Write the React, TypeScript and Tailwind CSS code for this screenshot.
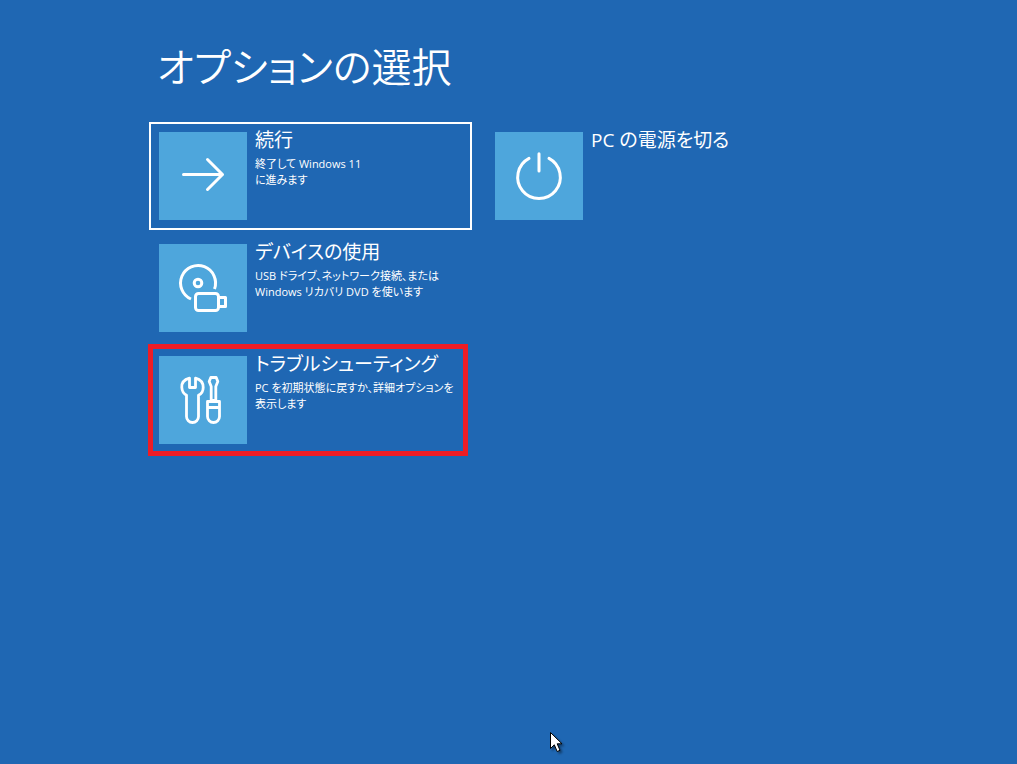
import { type ReactNode } from "react";

type OptionTileProps = {
    title: string,
    lines?: string[],
    icon: ReactNode,
    focused?: boolean,
    highlighted?: boolean
};

function ArrowIcon(){
    return(
        <svg className="size-22" viewBox="0 0 88 88" fill="none" stroke="white" strokeWidth="3" strokeLinecap="round" strokeLinejoin="round" aria-hidden="true">
            <path d="M24.5 42.5H63.5M48.5 27.5L63.5 42.5L48.5 57.5" />
        </svg>
    )
}

function DeviceIcon(){
    return(
        <svg className="size-22" viewBox="0 0 88 88" fill="none" stroke="white" strokeWidth="3" strokeLinejoin="round" aria-hidden="true">
            <path d="M55.5 45A17.5 17.5 0 1 0 32 55" />
            <circle cx="39" cy="39" r="3.8" />
            <rect x="36.5" y="49.5" width="23" height="17" rx="3" />
            <path d="M59.5 53.5H66.5V62.5H59.5" />
        </svg>
    )
}

function ToolsIcon(){
    return(
        <svg className="size-22" viewBox="0 0 88 88" fill="none" stroke="white" strokeWidth="2.8" strokeLinejoin="round" aria-hidden="true">
            <path d="M30.5 22.2C25.5 23.5 22.5 27 22.8 31.5C23 35.5 25 37.8 27.5 39.3V60.5A6 6 0 0 0 39.5 60.5V39.3C42.5 37.8 44.2 35.5 44.2 31.5C44.2 27 41.5 23.5 36.5 22.2V31.5H30.5Z" />
            <path d="M51.8 21.5H57.2L58.8 25.5L56.8 30.5V44.5H52.2V30.5L50.2 25.5Z" />
            <path d="M48.5 45.5H60.5V60.5A6 6 0 0 1 48.5 60.5ZM48.5 51.5H60.5" />
        </svg>
    )
}

function PowerIcon(){
    return(
        <svg className="size-22" viewBox="0 0 88 88" fill="none" stroke="white" strokeWidth="3" strokeLinecap="round" aria-hidden="true">
            <path d="M44 21.8V39M34 26.4A21.3 21.3 0 1 0 54 26.4" />
        </svg>
    )
}

function OptionTile({title, lines, icon, focused, highlighted}: OptionTileProps){
    return(
        <button
        type="button"
        className={`relative flex h-27 w-full gap-2 border-2 p-2 text-left ${focused ? "border-white" : "border-transparent"}`}
        >
            <span className="size-22 shrink-0 bg-[#4ea6dc]">{icon}</span>
            <span className="-mt-1 block whitespace-nowrap">
                <span className="mb-1 block text-[19px] leading-6">{title}</span>
                {lines?.map((line) => (
                    <span key={line} className="block text-[11px] leading-4">{line}</span>
                ))}
            </span>
            {
                highlighted &&
                <span className="absolute -top-1 right-0.5 -bottom-1 -left-[3px] border-5 border-[#ee1c25]" />
            }
        </button>
    )
}

export default function App(){
    return(
        <main className="min-h-screen bg-[#1f67b3] pt-[38px] pr-10 pb-10 pl-[149px] font-['Open_Sans','Noto_Sans_CJK_JP',sans-serif] text-white [font-feature-settings:'palt']">
            <h1 className="mb-[26px] pl-2 text-[40px] leading-[58px] font-[350]">オプションの選択</h1>
            <div className="grid grid-cols-[repeat(auto-fill,323px)] items-start gap-x-[13px]">
                <div className="flex flex-col gap-1">
                    <OptionTile title="続行" lines={["終了して Windows 11", "に進みます"]} icon={<ArrowIcon />} focused />
                    <OptionTile title="デバイスの使用" lines={["USB ドライブ、ネットワーク接続、または", "Windows リカバリ DVD を使います"]} icon={<DeviceIcon />} />
                    <OptionTile title="トラブルシューティング" lines={["PC を初期状態に戻すか、詳細オプションを", "表示します"]} icon={<ToolsIcon />} highlighted />
                </div>
                <OptionTile title="PC の電源を切る" icon={<PowerIcon />} />
            </div>
            <svg className="pointer-events-none fixed top-[732px] left-[550px] h-6 w-4 drop-shadow-[2px_2px_1px_rgba(0,0,0,0.4)]" viewBox="0 0 16 24" fill="white" stroke="black" aria-hidden="true">
                <path d="M0.5 0.5V16.5L4.3 12.8L7.2 19.5L10 18.3L7.2 11.8H12Z" />
            </svg>
        </main>
    )
}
+-------+
## WRITTEN INSTRUCTION
Repeat the material verbatim. Do not carry over any picture.

## SOLUTION
Write the React, TypeScript and Tailwind CSS code for this screenshot.
import { type ReactNode } from "react";

type OptionTileProps = {
    title: string,
    lines?: string[],
    icon: ReactNode,
    focused?: boolean,
    highlighted?: boolean
};

function ArrowIcon(){
    return(
        <svg className="size-22" viewBox="0 0 88 88" fill="none" stroke="white" strokeWidth="3" strokeLinecap="round" strokeLinejoin="round" aria-hidden="true">
            <path d="M24.5 42.5H63.5M48.5 27.5L63.5 42.5L48.5 57.5" />
        </svg>
    )
}

function DeviceIcon(){
    return(
        <svg className="size-22" viewBox="0 0 88 88" fill="none" stroke="white" strokeWidth="3" strokeLinejoin="round" aria-hidden="true">
            <path d="M55.5 45A17.5 17.5 0 1 0 32 55" />
            <circle cx="39" cy="39" r="3.8" />
            <rect x="36.5" y="49.5" width="23" height="17" rx="3" />
            <path d="M59.5 53.5H66.5V62.5H59.5" />
        </svg>
    )
}

function ToolsIcon(){
    return(
        <svg className="size-22" viewBox="0 0 88 88" fill="none" stroke="white" strokeWidth="2.8" strokeLinejoin="round" aria-hidden="true">
            <path d="M30.5 22.2C25.5 23.5 22.5 27 22.8 31.5C23 35.5 25 37.8 27.5 39.3V60.5A6 6 0 0 0 39.5 60.5V39.3C42.5 37.8 44.2 35.5 44.2 31.5C44.2 27 41.5 23.5 36.5 22.2V31.5H30.5Z" />
            <path d="M51.8 21.5H57.2L58.8 25.5L56.8 30.5V44.5H52.2V30.5L50.2 25.5Z" />
            <path d="M48.5 45.5H60.5V60.5A6 6 0 0 1 48.5 60.5ZM48.5 51.5H60.5" />
        </svg>
    )
}

function PowerIcon(){
    return(
        <svg className="size-22" viewBox="0 0 88 88" fill="none" stroke="white" strokeWidth="3" strokeLinecap="round" aria-hidden="true">
            <path d="M44 21.8V39M34 26.4A21.3 21.3 0 1 0 54 26.4" />
        </svg>
    )
}

function OptionTile({title, lines, icon, focused, highlighted}: OptionTileProps){
    return(
        <button
        type="button"
        className={`relative flex h-27 w-full gap-2 border-2 p-2 text-left ${focused ? "border-white" : "border-transparent"}`}
        >
            <span className="size-22 shrink-0 bg-[#4ea6dc]">{icon}</span>
            <span className="-mt-1 block whitespace-nowrap">
                <span className="mb-1 block text-[19px] leading-6">{title}</span>
                {lines?.map((line) => (
                    <span key={line} className="block text-[11px] leading-4">{line}</span>
                ))}
            </span>
            {
                highlighted &&
                <span className="absolute -top-1 right-0.5 -bottom-1 -left-[3px] border-5 border-[#ee1c25]" />
            }
        </button>
    )
}

export default function App(){
    return(
        <main className="min-h-screen bg-[#1f67b3] pt-[38px] pr-10 pb-10 pl-[149px] font-['Open_Sans','Noto_Sans_CJK_JP',sans-serif] text-white [font-feature-settings:'palt']">
            <h1 className="mb-[26px] pl-2 text-[40px] leading-[58px] font-[350]">オプションの選択</h1>
            <div className="grid grid-cols-[repeat(auto-fill,323px)] items-start gap-x-[13px]">
                <div className="flex flex-col gap-1">
                    <OptionTile title="続行" lines={["終了して Windows 11", "に進みます"]} icon={<ArrowIcon />} focused />
                    <OptionTile title="デバイスの使用" lines={["USB ドライブ、ネットワーク接続、または", "Windows リカバリ DVD を使います"]} icon={<DeviceIcon />} />
                    <OptionTile title="トラブルシューティング" lines={["PC を初期状態に戻すか、詳細オプションを", "表示します"]} icon={<ToolsIcon />} highlighted />
                </div>
                <OptionTile title="PC の電源を切る" icon={<PowerIcon />} />
            </div>
            <svg className="pointer-events-none fixed top-[732px] left-[550px] h-6 w-4 drop-shadow-[2px_2px_1px_rgba(0,0,0,0.4)]" viewBox="0 0 16 24" fill="white" stroke="black" aria-hidden="true">
                <path d="M0.5 0.5V16.5L4.3 12.8L7.2 19.5L10 18.3L7.2 11.8H12Z" />
            </svg>
        </main>
    )
}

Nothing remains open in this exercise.